Jadi Z. Omowale is a poet and fiction writer. Her work has been published in literary journals, Essence magazine, and in several anthologies. Her most recent publication is The Goddess in the Girl, a poetry collection. She has a Masters in Writing and Publication Design from the University of Baltimore. She is a Cave Canem fellow, a national organization of African American poets. She has read her work locally and nationally, most recently as a featured poet at Women Writers in Bloom Salon in New York in 2022. She recently became part of Healing Bridges Across the Divide — A visual arts/poetry pairing exhibit opening at the Gordon Center in fall 2023. Jadi is currently working on a new collection of poetry: There’s a Riot Going On: Race and Gender Poems to be released in 2024.

 

 

Hermine Pinson, author of three poetry collections and two CD’s, one in collaboration with Pulitzer prize-winning poet Yusef Komunyakaa. She has published poetry, fiction, and nonfiction in numerous anthologies and read and performed her poetry on three continents. She teaches African American literature and creative writing at William & Mary in Williamsburg, VA. She is a member of the Wintergreen Writers Collective.

 

 

Steven Leyva was born in New Orleans, Louisiana and raised in Houston, Texas.
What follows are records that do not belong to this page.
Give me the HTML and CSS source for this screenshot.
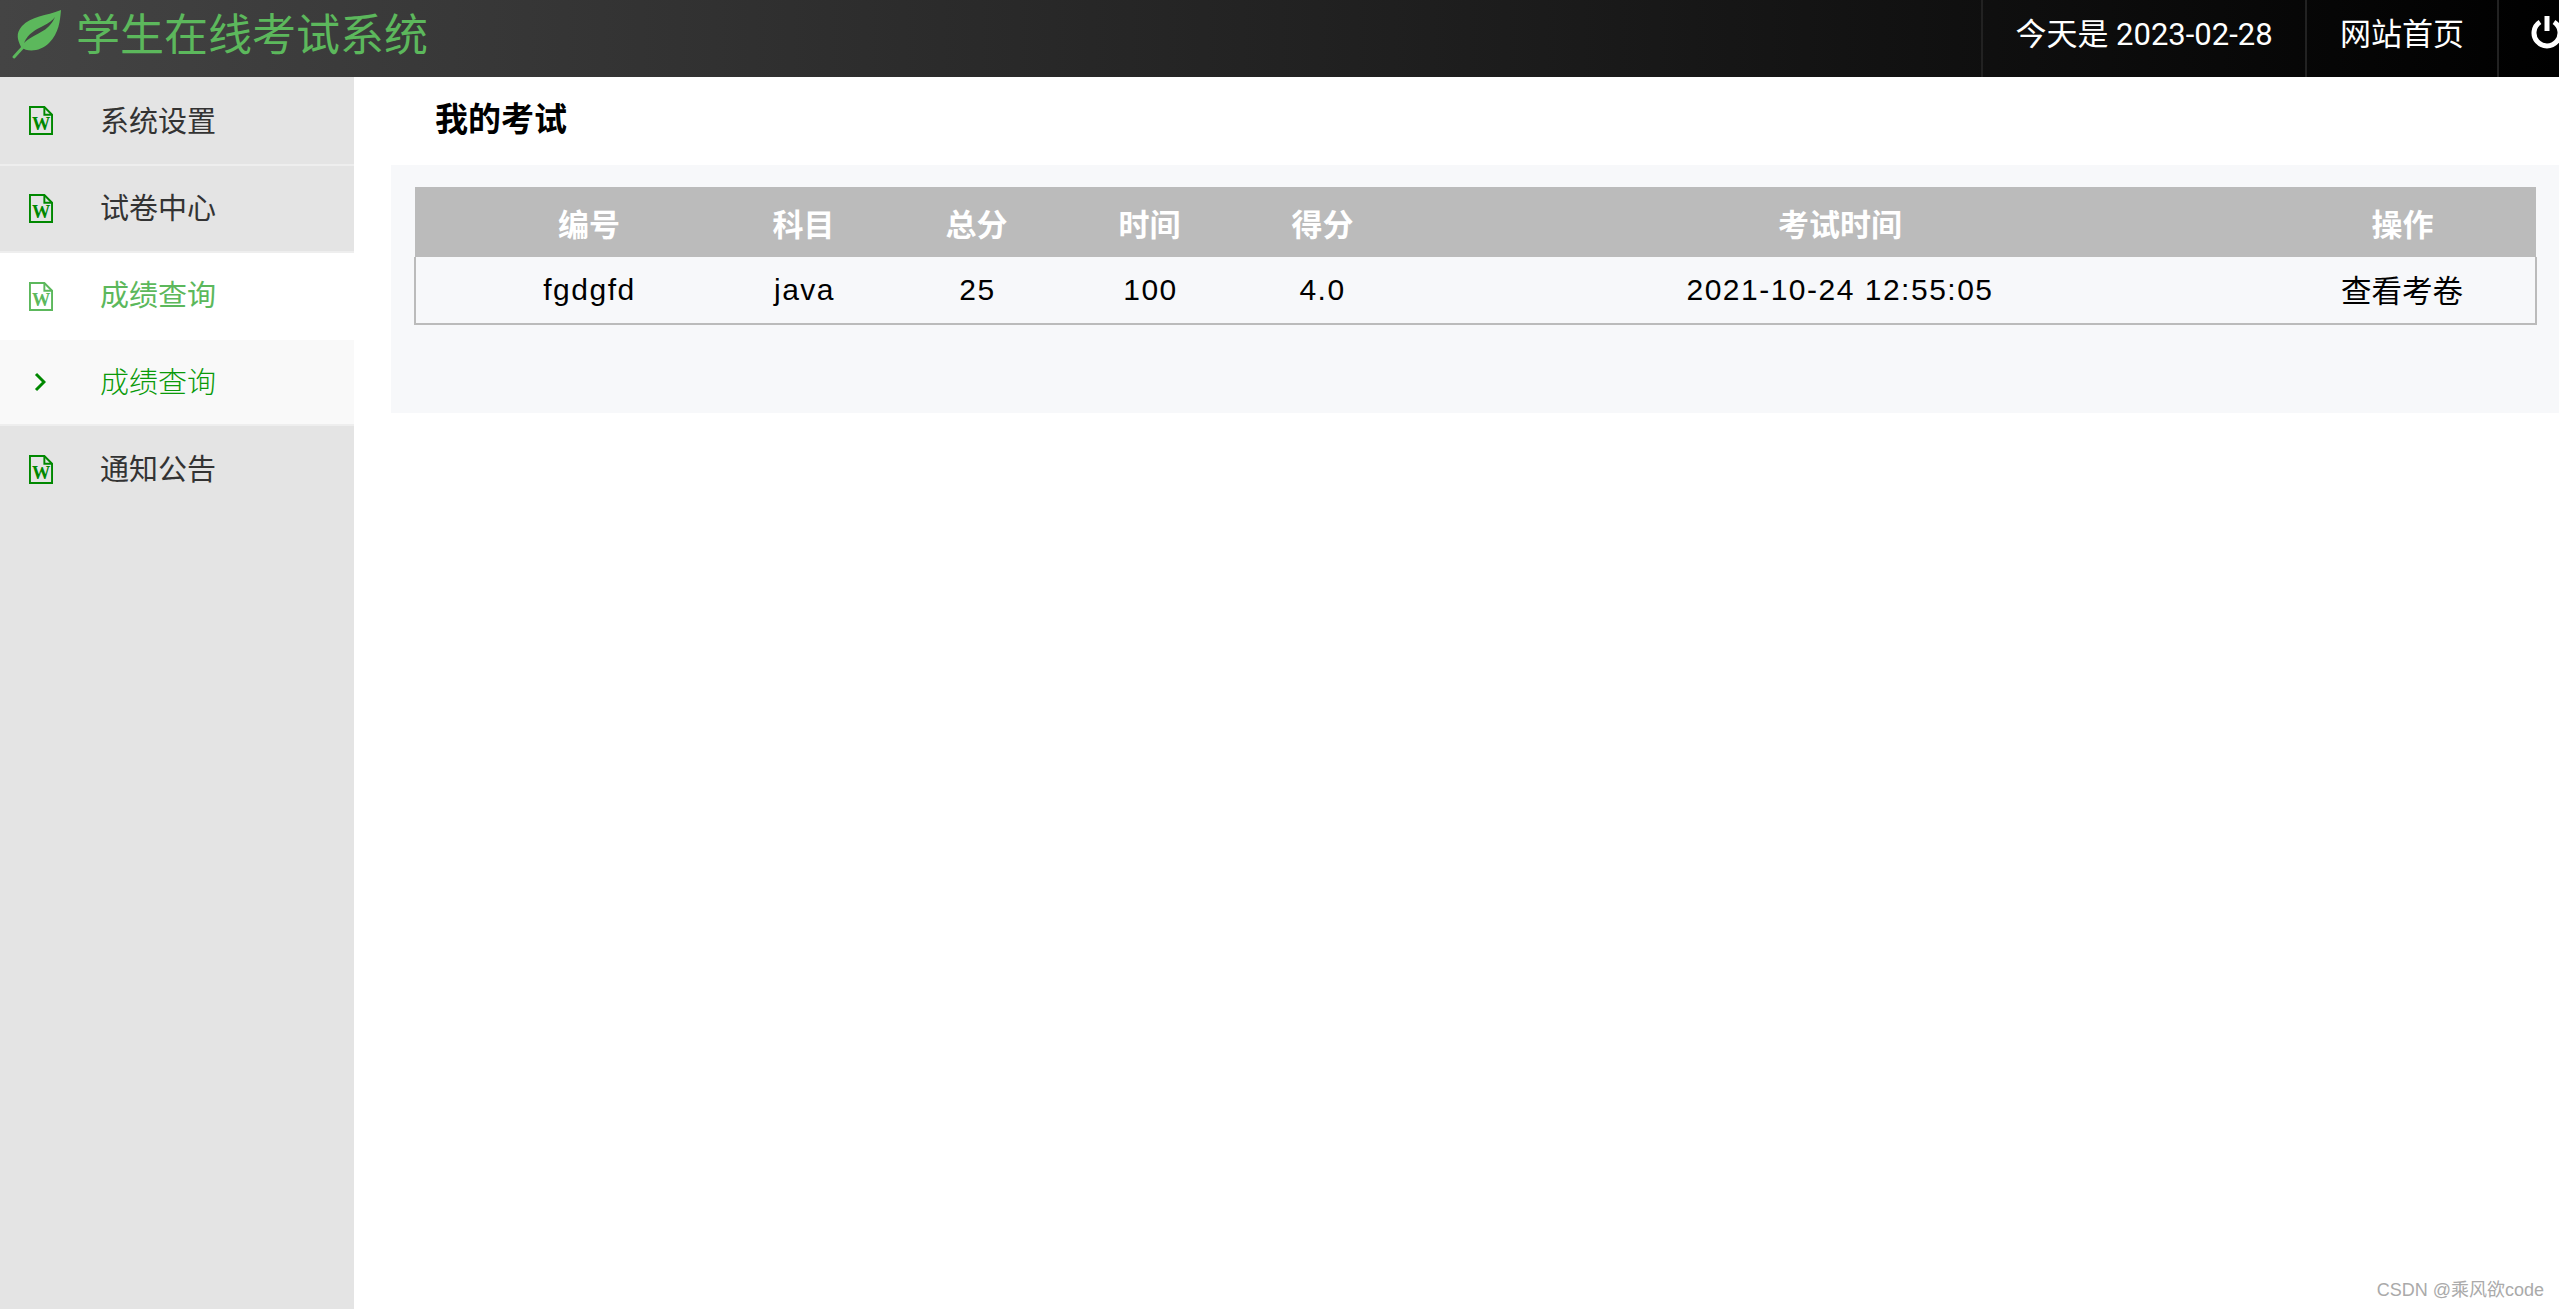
FILE: index.html
```html
<!DOCTYPE html>
<html lang="zh">
<head>
<meta charset="utf-8">
<title>学生在线考试系统</title>
<link rel="stylesheet" href="styles.css">
</head>
<body>
<header class="topbar">
  <div class="brand">
    <svg class="leaf" viewBox="0 0 64 64" aria-hidden="true">
      <path class="leaf-body" d="M61 9C46 15 31 15 22 25C15 33 18 39 21 46C28 52 41 50 49 42C59 32 60 20 61 9ZM24 42C28 32 37 28 43 25C49 22 53 19 55 16C52 23 47 28 41 31C34 35 29 37 24 42Z"/>
      <path class="leaf-stem" d="M14 56L24 45"/>
    </svg>
    <span class="brand-name">学生在线考试系统</span>
  </div>
  <nav class="topnav">
    <div class="topnav-item date">今天是 2023-02-28</div>
    <div class="topnav-item">网站首页</div>
    <div class="topnav-item power">
      <svg class="power-icon" viewBox="0 0 34 36" aria-hidden="true">
        <path d="M10 8A13 13 0 1 0 24 8"/>
        <path d="M17 2V17"/>
      </svg>
    </div>
  </nav>
</header>
<div class="layout">
  <aside class="sidebar">
    <div class="item first">
      <span class="item-icon"><svg class="doc" viewBox="0 0 25 30"><path d="M1 1H16L24 9V29H1Z"/><path d="M16 1V9H24"/><text x="12.5" y="25" class="doc-w">W</text></svg></span>
      <span class="item-label">系统设置</span>
    </div>
    <div class="item">
      <span class="item-icon"><svg class="doc" viewBox="0 0 25 30"><path d="M1 1H16L24 9V29H1Z"/><path d="M16 1V9H24"/><text x="12.5" y="25" class="doc-w">W</text></svg></span>
      <span class="item-label">试卷中心</span>
    </div>
    <div class="item active">
      <span class="item-icon"><svg class="doc" viewBox="0 0 25 30"><path d="M1 1H16L24 9V29H1Z"/><path d="M16 1V9H24"/><text x="12.5" y="25" class="doc-w">W</text></svg></span>
      <span class="item-label">成绩查询</span>
    </div>
    <div class="item sub">
      <span class="item-icon"><svg class="chevron" viewBox="0 0 12 20"><path d="M2 2L10 10L2 18"/></svg></span>
      <span class="item-label">成绩查询</span>
    </div>
    <div class="item last">
      <span class="item-icon"><svg class="doc" viewBox="0 0 25 30"><path d="M1 1H16L24 9V29H1Z"/><path d="M16 1V9H24"/><text x="12.5" y="25" class="doc-w">W</text></svg></span>
      <span class="item-label">通知公告</span>
    </div>
  </aside>
  <main class="content">
    <h2 class="page-title">我的考试</h2>
    <section class="panel">
      <table class="grades">
        <colgroup>
          <col class="c-id"><col class="c-num"><col class="c-num"><col class="c-num"><col class="c-num"><col class="c-time"><col class="c-op">
        </colgroup>
        <thead>
          <tr><th class="first-cell">编号</th><th>科目</th><th>总分</th><th>时间</th><th>得分</th><th>考试时间</th><th class="op-head">操作</th></tr>
        </thead>
        <tbody>
          <tr><td class="first-cell">fgdgfd</td><td class="num">java</td><td class="num">25</td><td class="num">100</td><td>4.0</td><td>2021-10-24 12:55:05</td><td class="op">查看考卷</td></tr>
        </tbody>
      </table>
    </section>
    <div class="watermark">CSDN @乘风欲code</div>
  </main>
</div>
</body>
</html>
```

FILE: styles.css
```css
* { box-sizing: border-box; }
html, body { margin: 0; height: 100%; }
body {
  display: flex;
  flex-direction: column;
  min-height: 100vh;
  overflow: hidden;
  background: #fff;
  font-family: "Liberation Sans", "Noto Sans CJK SC", sans-serif;
}
.topbar {
  display: flex;
  justify-content: space-between;
  height: 77px;
  flex: none;
  background: linear-gradient(to right, #444 0%, #000 100%);
}
.brand { display: flex; align-items: center; gap: 12px; }
.leaf { width: 64px; height: 64px; margin-top: -12px; }
.leaf-body { fill: #5cb85c; fill-rule: evenodd; }
.leaf-stem { fill: none; stroke: #5cb85c; stroke-width: 3; stroke-linecap: round; }
.brand-name { margin-bottom: 13px; color: #5cb85c; font-size: 44px; font-weight: 400; font-family: "Noto Sans CJK SC", sans-serif; }
.topnav { display: flex; }
.topnav-item {
  display: flex;
  align-items: center;
  padding: 0 33px 14px;
  border-left: 2px solid #222;
  color: #fff;
  font-size: 31px;
  font-family: Roboto, "Noto Sans CJK SC", sans-serif;
  font-weight: 400;
}
.date { width: 324px; justify-content: center; padding: 0 0 14px; }
.power { width: 62px; padding: 0 0 14px 31px; }
.power-icon { width: 34px; height: 36px; flex: none; fill: none; stroke: #fff; stroke-width: 5; }
.layout { display: flex; flex: 1; min-height: 0; }
.sidebar { width: 354px; flex: none; background: #e4e4e4; }
.item {
  display: flex;
  align-items: center;
  height: 87px;
  padding-left: 28px;
  border-bottom: 2px solid #eee;
  color: #333;
  font-size: 29px;
  font-weight: 400;
  font-family: "Noto Sans CJK SC", sans-serif;
}
.item.first { height: 89px; }
.item.first .item-label { margin-bottom: 3px; }
.item.active { background: #fff; color: #5cb85c; border-bottom: 0; }
.item.active .item-label { margin-bottom: 7px; }
.item.sub { background: #f9f9f9; color: #0a9a0a; height: 86px; }
.item.sub .item-label { font-weight: 300; }
.item.last { border-bottom: 0; }
.item-icon { display: flex; justify-content: center; width: 26px; margin-right: 46px; }
.item-label { margin-bottom: 5px; }
.doc { width: 24px; height: 29px; fill: none; stroke: #080; stroke-width: 2; }
.doc-w { fill: #080; stroke: none; font: 700 19px "Liberation Serif", serif; text-anchor: middle; }
.active .doc { stroke: #5cb85c; }
.active .doc-w { fill: #5cb85c; }
.chevron { width: 12px; height: 20px; margin-left: -2px; fill: none; stroke: #080; stroke-width: 3; }
.content { position: relative; flex: 1; min-width: 0; padding-left: 37px; }
.page-title {
  display: flex;
  align-items: center;
  height: 88px;
  margin: 0;
  padding: 0 0 8px 44px;
  font-size: 33px;
  font-weight: 700;
  color: #000;
  font-family: "Noto Sans CJK SC", sans-serif;
}
.panel { height: 248px; padding: 22px 23px 0 23px; background: #f7f8fa; }
.grades { width: 100%; table-layout: fixed; border-collapse: collapse; font-size: 30px; letter-spacing: 1.5px; }
.c-id { width: 302px; }
.c-num { width: 173px; }
.c-time { width: 862px; }
.c-op { width: 265px; }
.grades th {
  height: 70px;
  padding: 0;
  background: #bbb;
  color: #fff;
  font-size: 31px;
  font-weight: 700;
  letter-spacing: 0;
}
.grades td { height: 67px; padding: 0; text-align: center; color: #000; }
.grades td.num { padding-left: 2px; }
.grades tbody tr { border: 2px solid #bbb; border-top: 0; }
.grades .first-cell { padding-left: 46px; }
.grades .op-head { padding-right: 2px; }
.grades .op { padding: 0 2px 2px 0; letter-spacing: 0; font-size: 30.5px; font-family: "Noto Sans CJK SC", sans-serif; font-weight: 400; }
.watermark { position: absolute; right: 15px; bottom: 8px; color: #aaa; font-size: 18px; }
```
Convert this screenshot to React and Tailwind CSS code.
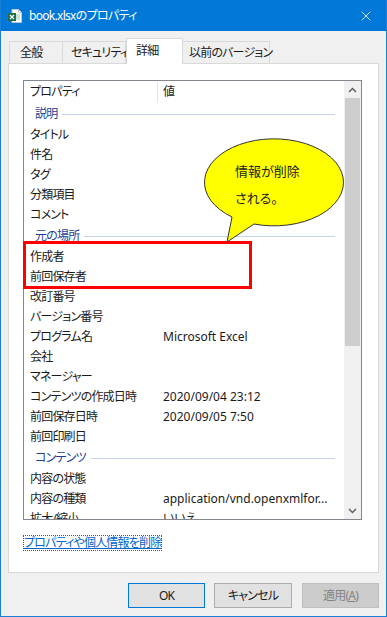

His poems have appeared in Smartish Pace, Scalawag, Nashville Review, jubilat, The Hopkins Review, Prairie Schooner, and Best American Poetry 2020. He is a Cave Canem fellow and author of the chapbook Low Parish and author of The Understudy’s Handbook which won the Jean Feldman Poetry Prize from Washington Writers Publishing House. Steven holds an MFA from the University of Baltimore, where he is an associate professor in the Klein Family School of Communications Design.

 

 

Hayes Davis’ first volume, Let Our Eyes Linger was published by Poetry Mutual Press, and he won a 2022 Maryland State Arts Council Regional Independent Artists Award. His poems appear in New England Review, Poet Lore, Mom Egg Review, Gargoyle, Auburn Avenue, and Fledgling Rag. His work has also been included in several anthologies, and he was nominated for a Pushcart Prize in 2016 and 2017. He is a member of Cave Canem’s first cohort of fellows, a former Bread Loaf working scholar, and has attended or been awarded writing residencies at the Provincetown Fine Arts Work Center, Virginia Center for the Creative Arts, Soul Mountain, and Manhattanville College. He has taught English and directed equity and justice work in Washington, D.C.-area independent schools for more than two decades. He lives in Silver Spring with his wife, poet Teri Ellen Cross Davis, and their children.

 

 

Brian Gilmore is from D.C., poet, public interest law, Senior Lecturer – University of Maryland, College Park, Law and Society Program. Author of four books of poetry, including the latest, come see about me marvin (Wayne State U Press 2019), a recipient of a Michigan Notable Book Award for 2020.

 

 

 

Carolyn Joyner is an alumna of Fisk University and the Johns Hopkins University. She is a Cave Canem and Hurston-Wright graduate fellow, a former WritersCorps and Robert Hass River of Words instructor, and volunteer poetry workshop leader for the DC Public Library. Her awards include fellowships from the DC Commission on the Arts and Humanities and the Virginia Center for the Creative Arts (VCCA). Her poems have appeared in many journals and anthologies, among them, Pleiades, Gathering Ground, Plume Poetry10, Beltway Poetry Quarterly, Little Patuxent Review, ArLiJo, and Full Bleed. She resides in Washington, DC.

 

Abdul Ali is a culture worker, educator, and poet. His poems have appeared in the Copper Nickel, Little Patuxent Review, and Poet Lore. In 2014, Ali won the New Issues Poetry Book Prize for his debut collection of poems, Trouble Sleeping. Currently, Ali teaches creative writing in the graduate English program at Morgan State University. When not teaching or writing, he advises community arts organizations and artists through his consultant service.

 

 

 

Lauren Russell is the author of Descent (Tarpaulin Sky Press, 2020), winner of the Poetry Society of America’s 2021 Anna Rabinowitz Award, and What’s Hanging on the Hush (Ahsahta Press, 2017). Her next book, A Window That Can Neither Open nor Close: Poems, Plots, Chance, is forthcoming from Milkweed Editions in 2024 as part of the Multiverse series. Russell has received fellowships from the National Endowment for the Arts, Cave Canem, and the Wisconsin Institute for Creative Writing, and residencies from Millay Arts, Ucross, Yaddo, and MacDowell, among others. Her work has appeared in the Academy of American Poets’ Poem-a-Day, The New York Times Magazine, The Brooklyn Rail, Chicago Review, Gulf Coast, and elsewhere. She is an assistant professor in the Writing Seminars at Johns Hopkins and lives in Baltimore with her cats, Cat Jeoffry and Lady Day.